**Task requirements**
Quote the listing below in its entirety, omitting every image.

**Data segment**

★ ★ ★

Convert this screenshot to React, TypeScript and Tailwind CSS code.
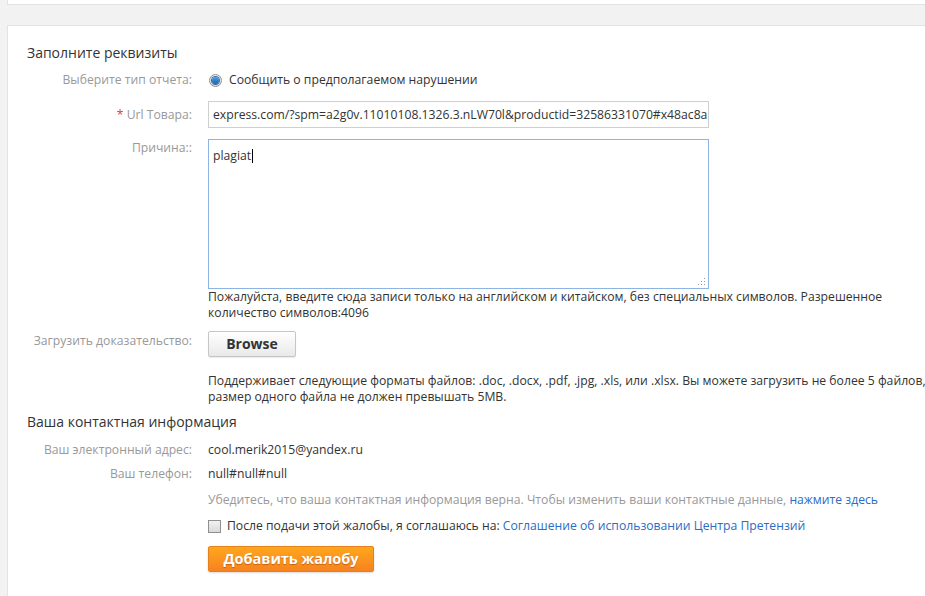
import React from "react";

const Label = ({ children, className = "" }: { children: React.ReactNode; className?: string }) => (
  <div className={`w-[184px] shrink-0 text-right text-[#999] ${className}`}>{children}</div>
);

const Radio = () => (
  <span className="flex h-[13px] w-[13px] items-center justify-center rounded-full border border-[#8f8f8f] bg-gradient-to-b from-[#f4f4f4] to-[#dcdcdc]">
    <span className="h-[7px] w-[7px] rounded-full bg-gradient-to-b from-[#4aa3e8] to-[#1c5fa8] ring-1 ring-[#2c6cb3]" />
  </span>
);

const ResizeGrip = () => (
  <svg width="8" height="8" viewBox="0 0 8 8" className="absolute bottom-[2px] right-[2px]">
    <rect x="6" y="0" width="1" height="1" fill="#9a9a9a" />
    <rect x="3" y="3" width="1" height="1" fill="#9a9a9a" />
    <rect x="6" y="3" width="1" height="1" fill="#9a9a9a" />
    <rect x="0" y="6" width="1" height="1" fill="#9a9a9a" />
    <rect x="3" y="6" width="1" height="1" fill="#9a9a9a" />
    <rect x="6" y="6" width="1" height="1" fill="#9a9a9a" />
  </svg>
);

export default function App() {
  return (
    <div className="min-h-[596px] overflow-hidden bg-[#f2f2f2] text-[12.2px] leading-4 text-[#333]" style={{ fontFamily: '"Open Sans", "Noto Sans", sans-serif' }}>
      {/* top panel tail */}
      <div className="ml-[7px] h-[5px] border-b border-l border-[#e3e3e3] bg-white" />

      <div className="ml-[7px] mt-5 border-l border-t border-[#e3e3e3] bg-white pb-6 pt-[17px]">
        <h2 className="pl-[19px] text-[14px] leading-5 text-[#333]">Заполните реквизиты</h2>

        <div className="mt-[5px] flex h-6 items-center gap-4">
          <Label>Выберите тип отчета:</Label>
          <div className="flex items-center gap-[7px] pl-[1px]">
            <Radio />
            <span className="text-[#333]">Сообщить о предполагаемом нарушении</span>
          </div>
        </div>

        <div className="mt-[9px] flex items-center gap-4">
          <Label>
            <span className="text-[#e4393c]">*</span> Url Товара:
          </Label>
          <div className="flex h-[27px] w-[501px] items-center overflow-hidden whitespace-nowrap border border-[#cfcfcf] px-[4px] text-[#333]">
            express.com/?spm=a2g0v.11010108.1326.3.nLW70l&amp;productid=32586331070#x48ac8a
          </div>
        </div>

        <div className="mt-[11px] flex gap-4">
          <Label className="pt-[1px]">Причина::</Label>
          <div className="w-[724px] shrink-0">
            <div className="relative h-[150px] w-[501px] border border-[#8db4e2] px-[4px] pt-[8px]">
              <span>plagiat</span>
              <span className="ml-[1px] inline-block h-[14px] w-[1px] bg-black align-[-3px]" />
              <ResizeGrip />
            </div>
            <p className="leading-4">
              Пожалуйста, введите сюда записи только на английском и китайском, без специальных символов. Разрешенное количество символов:4096
            </p>
          </div>
        </div>

        <div className="mt-[10px] flex gap-4">
          <Label className="pt-[2px]">Загрузить доказательство:</Label>
          <div className="w-[724px] shrink-0">
            <button className="h-[26px] w-[88px] rounded-[2px] border border-[#c6c6c6] bg-gradient-to-b from-white to-[#e9e9e9] text-[14px] font-bold text-[#333] shadow-[0_1px_1px_rgba(0,0,0,0.08)]">
              Browse
            </button>
            <p className="mt-4 leading-[15.5px]">
              Поддерживает следующие форматы файлов: .doc, .docx, .pdf, .jpg, .xls, или .xlsx. Вы можете загрузить не более 5 файлов, размер одного файла не должен превышать 5MB.
            </p>
          </div>
        </div>

        <h2 className="mt-2 pl-[19px] text-[14px] leading-5 text-[#333]">Ваша контактная информация</h2>

        <div className="mt-2 flex h-5 items-center gap-4">
          <Label>Ваш электронный адрес:</Label>
          <span>cool.merik2015@yandex.ru</span>
        </div>

        <div className="mt-1 flex h-5 items-center gap-4">
          <Label>Ваш телефон:</Label>
          <span>null#null#null</span>
        </div>

        <div className="mt-[6px] flex h-5 items-center gap-4">
          <Label />
          <span className="whitespace-nowrap text-[#999]">
            Убедитесь, что ваша контактная информация верна. Чтобы изменить ваши контактные данные,{" "}
            <a className="text-[#2b6cc4]">нажмите здесь</a>
          </span>
        </div>

        <div className="mt-[6px] flex h-5 items-center gap-4">
          <Label />
          <div className="flex items-center gap-[6px]">
            <span className="h-[13px] w-[13px] border border-[#8f8f8f] bg-gradient-to-b from-[#f1f1f1] to-[#dadada]" />
            <span className="whitespace-nowrap">
              После подачи этой жалобы, я соглашаюсь на:{" "}
              <a className="text-[#2b6cc4]">Соглашение об использовании Центра Претензий</a>
            </span>
          </div>
        </div>

        <div className="mt-[10px] flex gap-4">
          <Label />
          <button className="h-[26px] w-[166px] rounded-[2px] border border-[#e5801e] bg-gradient-to-b from-[#ffa71c] to-[#f7821f] text-[14.5px] font-bold text-white shadow-[0_1px_2px_rgba(0,0,0,0.15)] [text-shadow:0_1px_1px_rgba(160,70,0,0.6)]">
            Добавить жалобу
          </button>
        </div>
      </div>
    </div>
  );
}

★ ★ ★

**Reply**
Convert this screenshot to React, TypeScript and Tailwind CSS code.
import React from "react";

const Label = ({ children, className = "" }: { children: React.ReactNode; className?: string }) => (
  <div className={`w-[184px] shrink-0 text-right text-[#999] ${className}`}>{children}</div>
);

const Radio = () => (
  <span className="flex h-[13px] w-[13px] items-center justify-center rounded-full border border-[#8f8f8f] bg-gradient-to-b from-[#f4f4f4] to-[#dcdcdc]">
    <span className="h-[7px] w-[7px] rounded-full bg-gradient-to-b from-[#4aa3e8] to-[#1c5fa8] ring-1 ring-[#2c6cb3]" />
  </span>
);

const ResizeGrip = () => (
  <svg width="8" height="8" viewBox="0 0 8 8" className="absolute bottom-[2px] right-[2px]">
    <rect x="6" y="0" width="1" height="1" fill="#9a9a9a" />
    <rect x="3" y="3" width="1" height="1" fill="#9a9a9a" />
    <rect x="6" y="3" width="1" height="1" fill="#9a9a9a" />
    <rect x="0" y="6" width="1" height="1" fill="#9a9a9a" />
    <rect x="3" y="6" width="1" height="1" fill="#9a9a9a" />
    <rect x="6" y="6" width="1" height="1" fill="#9a9a9a" />
  </svg>
);

export default function App() {
  return (
    <div className="min-h-[596px] overflow-hidden bg-[#f2f2f2] text-[12.2px] leading-4 text-[#333]" style={{ fontFamily: '"Open Sans", "Noto Sans", sans-serif' }}>
      {/* top panel tail */}
      <div className="ml-[7px] h-[5px] border-b border-l border-[#e3e3e3] bg-white" />

      <div className="ml-[7px] mt-5 border-l border-t border-[#e3e3e3] bg-white pb-6 pt-[17px]">
        <h2 className="pl-[19px] text-[14px] leading-5 text-[#333]">Заполните реквизиты</h2>

        <div className="mt-[5px] flex h-6 items-center gap-4">
          <Label>Выберите тип отчета:</Label>
          <div className="flex items-center gap-[7px] pl-[1px]">
            <Radio />
            <span className="text-[#333]">Сообщить о предполагаемом нарушении</span>
          </div>
        </div>

        <div className="mt-[9px] flex items-center gap-4">
          <Label>
            <span className="text-[#e4393c]">*</span> Url Товара:
          </Label>
          <div className="flex h-[27px] w-[501px] items-center overflow-hidden whitespace-nowrap border border-[#cfcfcf] px-[4px] text-[#333]">
            express.com/?spm=a2g0v.11010108.1326.3.nLW70l&amp;productid=32586331070#x48ac8a
          </div>
        </div>

        <div className="mt-[11px] flex gap-4">
          <Label className="pt-[1px]">Причина::</Label>
          <div className="w-[724px] shrink-0">
            <div className="relative h-[150px] w-[501px] border border-[#8db4e2] px-[4px] pt-[8px]">
              <span>plagiat</span>
              <span className="ml-[1px] inline-block h-[14px] w-[1px] bg-black align-[-3px]" />
              <ResizeGrip />
            </div>
            <p className="leading-4">
              Пожалуйста, введите сюда записи только на английском и китайском, без специальных символов. Разрешенное количество символов:4096
            </p>
          </div>
        </div>

        <div className="mt-[10px] flex gap-4">
          <Label className="pt-[2px]">Загрузить доказательство:</Label>
          <div className="w-[724px] shrink-0">
            <button className="h-[26px] w-[88px] rounded-[2px] border border-[#c6c6c6] bg-gradient-to-b from-white to-[#e9e9e9] text-[14px] font-bold text-[#333] shadow-[0_1px_1px_rgba(0,0,0,0.08)]">
              Browse
            </button>
            <p className="mt-4 leading-[15.5px]">
              Поддерживает следующие форматы файлов: .doc, .docx, .pdf, .jpg, .xls, или .xlsx. Вы можете загрузить не более 5 файлов, размер одного файла не должен превышать 5MB.
            </p>
          </div>
        </div>

        <h2 className="mt-2 pl-[19px] text-[14px] leading-5 text-[#333]">Ваша контактная информация</h2>

        <div className="mt-2 flex h-5 items-center gap-4">
          <Label>Ваш электронный адрес:</Label>
          <span>cool.merik2015@yandex.ru</span>
        </div>

        <div className="mt-1 flex h-5 items-center gap-4">
          <Label>Ваш телефон:</Label>
          <span>null#null#null</span>
        </div>

        <div className="mt-[6px] flex h-5 items-center gap-4">
          <Label />
          <span className="whitespace-nowrap text-[#999]">
            Убедитесь, что ваша контактная информация верна. Чтобы изменить ваши контактные данные,{" "}
            <a className="text-[#2b6cc4]">нажмите здесь</a>
          </span>
        </div>

        <div className="mt-[6px] flex h-5 items-center gap-4">
          <Label />
          <div className="flex items-center gap-[6px]">
            <span className="h-[13px] w-[13px] border border-[#8f8f8f] bg-gradient-to-b from-[#f1f1f1] to-[#dadada]" />
            <span className="whitespace-nowrap">
              После подачи этой жалобы, я соглашаюсь на:{" "}
              <a className="text-[#2b6cc4]">Соглашение об использовании Центра Претензий</a>
            </span>
          </div>
        </div>

        <div className="mt-[10px] flex gap-4">
          <Label />
          <button className="h-[26px] w-[166px] rounded-[2px] border border-[#e5801e] bg-gradient-to-b from-[#ffa71c] to-[#f7821f] text-[14.5px] font-bold text-white shadow-[0_1px_2px_rgba(0,0,0,0.15)] [text-shadow:0_1px_1px_rgba(160,70,0,0.6)]">
            Добавить жалобу
          </button>
        </div>
      </div>
    </div>
  );
}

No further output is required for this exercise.